James McMinn of Bellrock Technologies talked about the complexities in deploying a data project: the multiplicity of different languages, versions of libraries, platforms, data latencies, physical runtime locations, peaks of resource demand, dependencies and so on, mean that managing the analytics supply chain can become an all consuming headache.

He also talked about the difference between the role of the data scientist whose time is best used responding to business problems, and the role of the data engineer who, coming from the world of IT, is more concerned with having a stable, secure and accurate production process. Both have much they can learn from each other! James covered a number of tips for managing some of these challenges: borrowing from DevOps, containerisation can be a really useful tool for managing heterogeneous data pipelines; Kubernetes can help with managing resource demand for these containerized workloads, but this can be built up to; start simple. Bellrock can help to coordinate and organise the end to end production process and bring order to chaos with their Lumen platform!

Mike Ferguson’s presentation focussed on the emergence of an Enterprise Data Marketplace where “customers” can shop for trusted data as a service. Over the past few years, with IT departments being seen as a bottleneck and the emergence of self-service data wrangling tools, there is a danger of actually increasing in the number of data silos and moving further away from “one version of the truth” (the mantra of data warehousing back in the noughties). The addition of different cloud stores and data held in SaaS systems adds to this. This creates a drive back to having a trusted data service at enterprise level and at the heart of this is a data catalogue which can cover all sorts of different data “sources” from core data assets, to analytical apps and queries, and where “business ready” products are often logical entities. Mike talked about some of the necessary features of the catalogue, such as different types of data classification, for retention, security, level of confidence and provenance. He also talked about some emergent organisational roles and responsibilities which the move to an Enterprise Data Marketplace can create.

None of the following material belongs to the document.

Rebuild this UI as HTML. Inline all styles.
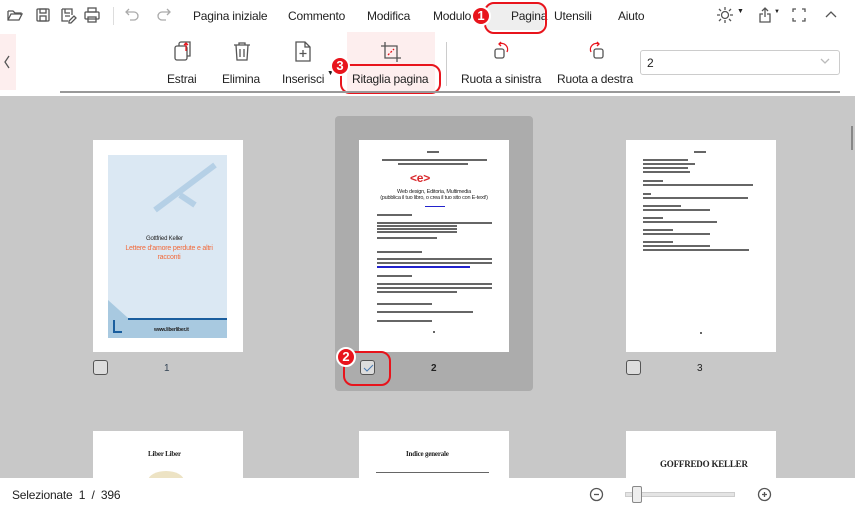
<!DOCTYPE html>
<html><head><meta charset="utf-8"><style>
*{box-sizing:border-box;margin:0;padding:0}
body{width:855px;height:513px;overflow:hidden;position:relative;background:#c8c8c8;font-family:"Liberation Sans",sans-serif;color:#222}
.a{position:absolute}
.t{font-size:12px;position:absolute;white-space:nowrap;letter-spacing:-0.2px}
.ln{position:absolute;height:2px;background:#666}
.badge{position:absolute;width:20px;height:20px;border-radius:50%;background:#e8141c;border:2px solid #fff;color:#fff;font-weight:bold;font-size:13px;text-align:center;line-height:16px}
.cb{position:absolute;width:15px;height:15px;border:1px solid #555;border-radius:3px;background:#ddd}
.num{position:absolute;font-size:10px}
svg{position:absolute;fill:none;stroke:#555;stroke-width:1.3}
</style></head><body>
<div class="a" style="left:0;top:0;width:855px;height:96px;background:#fff"></div>
<svg style="left:6px;top:6px" width="18" height="18"><path d="M2 5h5l2 2h6v2M2 5v9h11l3-6H5l-3 6"/></svg>
<svg style="left:34px;top:6px" width="18" height="18"><rect x="3" y="3" width="12" height="12" rx="1"/><rect x="6" y="3" width="6" height="4"/><rect x="6" y="10" width="6" height="5"/></svg>
<svg style="left:59px;top:6px" width="18" height="18"><path d="M3 3h10v6M3 3v12h6M6 3v4h5M6 10h5"/><path d="M10 15l5-5 2 2-5 5h-2z"/></svg>
<svg style="left:83px;top:6px" width="18" height="18"><rect x="5" y="2" width="8" height="4"/><rect x="2" y="6" width="14" height="7" rx="1"/><rect x="5" y="11" width="8" height="5"/></svg>
<div class="a" style="left:113px;top:7px;width:1px;height:18px;background:#ddd"></div>
<svg style="left:124px;top:6px;stroke:#aaa" width="18" height="18"><path d="M5 3L2 6l3 3M2 6h8a4 4 0 0 1 0 8H6"/></svg>
<svg style="left:154px;top:6px;stroke:#aaa" width="18" height="18"><path d="M13 3l3 3-3 3M16 6H8a4 4 0 0 0 0 8h4"/></svg>
<div class="t" style="left:193px;top:9px">Pagina iniziale</div>
<div class="t" style="left:288px;top:9px">Commento</div>
<div class="t" style="left:367px;top:9px">Modifica</div>
<div class="t" style="left:433px;top:9px">Modulo</div>
<div class="a" style="left:486px;top:4px;width:58px;height:26px;background:#eee;border-radius:4px"></div>
<div class="t" style="left:511px;top:9px">Pagina</div>
<div class="a" style="left:484px;top:2px;width:63px;height:32px;border:2.5px solid #e8141c;border-radius:10px"></div>
<div class="badge" style="left:471px;top:6px">1</div>
<div class="t" style="left:554px;top:9px">Utensili</div>
<div class="t" style="left:618px;top:9px">Aiuto</div>
<svg style="left:716px;top:6px" width="18" height="18"><circle cx="9" cy="9" r="3.5"/><path d="M9 1v3M9 14v3M1 9h3M14 9h3M3 3l2 2M13 13l2 2M3 15l2-2M13 5l2-2"/></svg>
<div class="t" style="left:737px;top:8px;font-size:7px">▼</div>
<svg style="left:757px;top:6px" width="18" height="18"><path d="M6 8H3v8h10V8h-3M8 11V2M5 5l3-3 3 3"/></svg>
<div class="t" style="left:774px;top:9px;font-size:6px">▼</div>
<svg style="left:791px;top:7px" width="16" height="16"><path d="M2 5V2h3M11 2h3v3M14 11v3h-3M5 14H2v-3"/></svg>
<svg style="left:823px;top:7px" width="16" height="16"><path d="M3 10l5-5 5 5"/></svg>
<div class="a" style="left:0;top:34px;width:16px;height:56px;background:#fdeeee"></div>
<svg style="left:2px;top:54px" width="10" height="16"><path d="M7 2L3 8l4 6"/></svg>
<svg style="left:172px;top:40px" width="22" height="24"><rect x="3" y="6" width="12" height="14" rx="2"/><path d="M7 6V4a2 2 0 0 1 2-2h9v14h-3"/><path d="M14 11V3M12 5l2-2 2 2" style="stroke:#e8141c"/></svg>
<svg style="left:231px;top:40px" width="22" height="24"><path d="M3 5h16M8 5V3h6v2M5 5l1 15h10l1-15M9 9v8M13 9v8"/></svg>
<svg style="left:292px;top:40px" width="22" height="24"><path d="M4 2h9l5 5v14H4zM13 2v5h5M11 10v7M7.5 13.5h7"/></svg>
<div class="t" style="left:167px;top:72px">Estrai</div>
<div class="t" style="left:222px;top:72px">Elimina</div>
<div class="t" style="left:282px;top:72px">Inserisci</div>
<div class="t" style="left:327px;top:70px;font-size:7px">▼</div>
<div class="a" style="left:347px;top:32px;width:88px;height:60px;background:#fdeeee"></div>
<svg style="left:379px;top:40px" width="24" height="24"><path d="M6 2v16h16M2 6h16v16"/><path d="M9 15l6-6" style="stroke:#e8141c;stroke-dasharray:2 1.5"/></svg>
<div class="t" style="left:352px;top:72px">Ritaglia pagina</div>
<div class="a" style="left:340px;top:64px;width:101px;height:30px;border:2.5px solid #e8141c;border-radius:10px"></div>
<div class="badge" style="left:330px;top:56px">3</div>
<div class="a" style="left:446px;top:42px;width:1px;height:44px;background:#ccc"></div>
<svg style="left:492px;top:40px" width="24" height="24"><rect x="3" y="9" width="9" height="9" rx="2"/><path d="M15 12a6 6 0 0 0-8-8M9 2L7 4l2 2" style="stroke:#e8141c"/></svg>
<svg style="left:584px;top:40px" width="24" height="24"><rect x="10" y="9" width="9" height="9" rx="2"/><path d="M7 12a6 6 0 0 1 8-8M13 2l2 2-2 2" style="stroke:#e8141c"/></svg>
<div class="t" style="left:461px;top:72px">Ruota a sinistra</div>
<div class="t" style="left:557px;top:72px">Ruota a destra</div>
<div class="a" style="left:640px;top:50px;width:200px;height:25px;border:1px solid #ccc;border-radius:3px"></div>
<div class="t" style="left:647px;top:56px">2</div>
<svg style="left:820px;top:57px;stroke:#bbb" width="10" height="8"><path d="M1 2l4 4 4-4"/></svg>
<div class="a" style="left:60px;top:91px;width:780px;height:2px;background:#999"></div>
<div class="a" style="left:851px;top:126px;width:2px;height:24px;background:#888"></div>
<div class="a" style="left:335px;top:116px;width:198px;height:275px;background:#acacac;border-radius:4px"></div>
<!-- page 1 -->
<div class="a" style="left:93px;top:140px;width:150px;height:212px;background:#fff"></div>
<div class="a" style="left:108px;top:155px;width:119px;height:183px;background:#dbe8f3"></div>
<svg style="left:150px;top:160px;stroke:#b5d0e6;stroke-width:6" width="70" height="60"><path d="M5 50L45 20L65 5M30 35l15 10"/></svg>
<div class="a" style="left:108px;top:318px;width:119px;height:20px;background:#a8c9e0"></div>
<div class="a" style="left:108px;top:300px;width:0;height:0;border-left:20px solid #a8c9e0;border-top:18px solid transparent"></div>
<div class="a" style="left:128px;top:318px;width:99px;height:2px;background:#1a5e9e"></div>
<div class="a" style="left:113px;top:320px;width:9px;height:13px;border:2px solid #1a5e9e;border-right:none;border-top:none"></div>
<div class="t" style="left:154px;top:327px;font-size:5px;font-weight:bold">www.liberliber.it</div>
<div class="t" style="left:146px;top:236px;font-size:6px">Gottfried Keller</div>
<div class="t" style="left:125px;top:244px;font-size:7px;color:#f26a3b;text-align:center;width:88px;line-height:9px;white-space:normal">Lettere d'amore perdute e altri racconti</div>
<div class="cb" style="left:93px;top:360px"></div>
<div class="num" style="left:164px;top:363px;color:#345">1</div>
<!-- page 2 -->
<div class="a" style="left:359px;top:140px;width:150px;height:212px;background:#fff"></div>
<div class="t" style="left:410px;top:171px;font-size:12px;color:#d9262a;font-weight:bold">&lt;e&gt;</div>
<div class="t" style="left:368px;top:189px;font-size:5.5px;width:132px;text-align:center;line-height:6px;white-space:normal">Web design, Editoria, Multimedia<br>(pubblica il tuo libro, o crea il tuo sito con E-text!)</div>
<div class="ln" style="left:425px;top:206px;width:20px;height:1px;background:#22c"></div>
<div class="ln" style="left:427px;top:151px;width:12px"></div>
<div class="ln" style="left:382px;top:159px;width:105px"></div>
<div class="ln" style="left:398px;top:163px;width:70px"></div>
<div class="ln" style="left:377px;top:214px;width:35px"></div>
<div class="ln" style="left:377px;top:222px;width:115px"></div>
<div class="ln" style="left:377px;top:225px;width:80px"></div>
<div class="ln" style="left:377px;top:228px;width:80px"></div>
<div class="ln" style="left:377px;top:231px;width:80px"></div>
<div class="ln" style="left:377px;top:237px;width:60px"></div>
<div class="ln" style="left:377px;top:251px;width:45px"></div>
<div class="ln" style="left:377px;top:258px;width:115px"></div>
<div class="ln" style="left:377px;top:262px;width:115px"></div>
<div class="ln" style="left:377px;top:266px;width:93px;background:#22c"></div>
<div class="ln" style="left:377px;top:275px;width:35px"></div>
<div class="ln" style="left:377px;top:283px;width:115px"></div>
<div class="ln" style="left:377px;top:287px;width:115px"></div>
<div class="ln" style="left:377px;top:291px;width:80px"></div>
<div class="ln" style="left:377px;top:303px;width:55px"></div>
<div class="ln" style="left:377px;top:311px;width:96px"></div>
<div class="ln" style="left:377px;top:320px;width:55px"></div>
<div class="ln" style="left:433px;top:331px;width:2px"></div>
<div class="cb" style="left:360px;top:360px;background:#ddd"></div>
<svg style="left:362px;top:363px;stroke:#4a7ab0;stroke-width:1" width="12" height="10"><path d="M2 5l3 3 6-6"/></svg>
<div class="a" style="left:343px;top:351px;width:48px;height:35px;border:2.5px solid #e8141c;border-radius:10px"></div>
<div class="badge" style="left:336px;top:347px">2</div>
<div class="num" style="left:431px;top:363px;font-weight:bold">2</div>
<!-- page 3 -->
<div class="a" style="left:626px;top:140px;width:150px;height:212px;background:#fff"></div>
<div class="ln" style="left:694px;top:151px;width:12px"></div>
<div class="ln" style="left:643px;top:159px;width:45px"></div>
<div class="ln" style="left:643px;top:163px;width:52px"></div>
<div class="ln" style="left:643px;top:167px;width:45px"></div>
<div class="ln" style="left:643px;top:171px;width:47px"></div>
<div class="ln" style="left:643px;top:180px;width:20px"></div>
<div class="ln" style="left:643px;top:184px;width:110px"></div>
<div class="ln" style="left:643px;top:193px;width:8px"></div>
<div class="ln" style="left:643px;top:197px;width:105px"></div>
<div class="ln" style="left:643px;top:205px;width:38px"></div>
<div class="ln" style="left:643px;top:209px;width:67px"></div>
<div class="ln" style="left:643px;top:217px;width:20px"></div>
<div class="ln" style="left:643px;top:221px;width:74px"></div>
<div class="ln" style="left:643px;top:229px;width:30px"></div>
<div class="ln" style="left:643px;top:233px;width:67px"></div>
<div class="ln" style="left:643px;top:241px;width:30px"></div>
<div class="ln" style="left:643px;top:245px;width:67px"></div>
<div class="ln" style="left:643px;top:249px;width:106px"></div>
<div class="ln" style="left:700px;top:332px;width:2px"></div>
<div class="cb" style="left:626px;top:360px"></div>
<div class="num" style="left:697px;top:363px">3</div>
<!-- row 2 -->
<div class="a" style="left:93px;top:431px;width:150px;height:50px;background:#fff"></div>
<div class="t" style="left:148px;top:450px;font-family:'Liberation Serif',serif;font-size:7px;font-weight:bold">Liber Liber</div>
<div class="a" style="left:148px;top:471px;width:36px;height:20px;border-radius:50%;background:#ede3c4"></div>
<div class="a" style="left:359px;top:431px;width:150px;height:50px;background:#fff"></div>
<div class="t" style="left:406px;top:450px;font-family:'Liberation Serif',serif;font-size:7px;font-weight:bold">Indice generale</div>
<div class="ln" style="left:376px;top:472px;width:113px;height:1px"></div>
<div class="a" style="left:626px;top:431px;width:150px;height:50px;background:#fff"></div>
<div class="t" style="left:660px;top:459px;font-family:'Liberation Serif',serif;font-size:9px;font-weight:bold">GOFFREDO KELLER</div>
<!-- bottom bar -->
<div class="a" style="left:0;top:478px;width:855px;height:35px;background:#fff"></div>
<div class="t" style="left:12px;top:488px;font-size:12px">Selezionate&nbsp;&nbsp;1&nbsp;&nbsp;/&nbsp;&nbsp;396</div>
<svg style="left:589px;top:487px" width="15" height="15"><circle cx="7.5" cy="7.5" r="6"/><path d="M5 7.5h5"/></svg>
<div class="a" style="left:625px;top:492px;width:110px;height:5px;background:#e4e4e4;border:1px solid #ccc"></div>
<div class="a" style="left:632px;top:486px;width:10px;height:17px;background:#eee;border:1px solid #888;border-radius:2px"></div>
<svg style="left:757px;top:487px" width="15" height="15"><circle cx="7.5" cy="7.5" r="6"/><path d="M5 7.5h5M7.5 5v5"/></svg>
</body></html>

The presentation by Murray Collins, CEO of Space Intelligence, focussed on their use of AI and integrating different types of data to improve sustainability. Existing mapping approaches leave an information gap in terms of understanding land use. As land use is one of the main drivers of carbon emissions, improving land use will better enable Scotland to meet Net Zero targets. In particular, Murray talked about a collaboration with NatureScot (formerly Scottish Natural Heritage); they had a requirement to be able to monitor land use in certain key areas such as Cairngorm national park, but were working with out-of-date maps. By combining the strengths of different types of mapping, Space Intelligence have been able to bring new insights and create a much more dynamically tracked Natural Capital Asset Index for NatureScot. And, hot off the press, Space Intelligence and NatureScot have been given funding for a further phase of this project which will help them understand where best to intervene for improvement, which can then of course be tracked. Note too, Space Intelligence are currently recruiting – see here.

As the closing keynote, Steve Guggenheimer of Microsoft gave a fascinating talk about the AI journey. AI is now becoming embedded into different toolsets, and many pre-trained “cognitive services” are now available which can be incorporated as a building block into different solutions. Examples include virtual agents, auto-generated writing solutions (this is not one of them!), and logistics planning tools which can predict when people will be in to receive deliveries. Steve did not say “Most AI is built in powerpoint” – though I do like that phrase – but he did acknowledge the hype around AI, while highlighting that now is the time to get started on the AI journey. He covered a kind of “AI continuum” with different design patterns and solution options for increasing levels of sophistication. While very many products do and will embed AI without the users knowing, he also highlighted the importance of education and the use of AI for good in bringing the public along on the journey and the importance of building sufficient guardrails while reiterating Olivia Gambelin’s earlier point that there is no way to definitively create the right ethics for AI.

Lastly, there were some other data topics too. Gavin Littlejohn talked about the challenges and opportunities in creating a Global Open Finance Centre of Excellence. Alex Bell and Petur Einarsson of BJSS had a good discussion about some of the different approaches to AI. Both are also very worth watching!

If you didn’t make it to the event and want to see more of any of these presentations, they are available on catch-up. That’s definitely one of the benefits of a virtual conference. And while I missed some of the buzz that comes with the real-life conference, it was great to be able to more easily access so many international speakers.